June 18, 2024

Walter Olson

The Supreme Court today in Haaland v. Brackeen, a challenge to the Indian Child Welfare Act of 1978, did not reach the underlying Constitutional issues of equal protection and individual rights for children and families, and these remain to be resolved another day. Instead, the Court addressed important structural issues concerning the relationship between federal, state, and tribal governments. It interpreted the Constitution as giving robust powers to Congress to regulate Indian matters, while sharply limiting the underlying authority of state governments. It also found the doctrine of “commandeering” inapplicable to the facts here and denied some claims of standing. The 7–2 decision was written by Justice Amy Coney Barrett, with Justice Clarence Thomas writing a dissent that was joined by Justice Sam Alito.

Future cases may frame more sharply than this one did such questions as whether children and parents who have never lived in tribal relations or in Indian country may nonetheless be subjected to tribal sovereignty and special custody presumptions because of blood descent alone. Cato raised some of these issues in its brief.
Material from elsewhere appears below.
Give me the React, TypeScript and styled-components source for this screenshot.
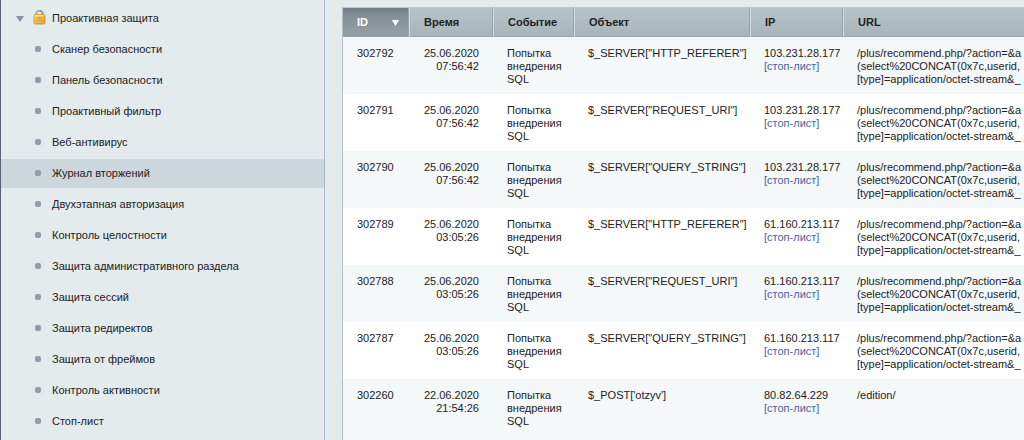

Everyone interested in these issues should read Justice Neil Gorsuch’s eloquent concurrence, joined by Justices Sonia Sotomayor and Ketanji Brown Jackson, in which he lays out the grim history of government intervention in Indian family life to which ICWA was a reaction. It is a history in which agents of the state intervened to take children away from the only families they had ever known, very much against those families’ will, to place them with complete strangers in pursuit of vague remedial goals. Some will see in this history above all an assault on Indian tribes as collective entities. Others — I am one — will be moved to horror above all by the flagrant violations of individual and family rights. We should take care not to repeat such violations in pursuit of new remedial objectives.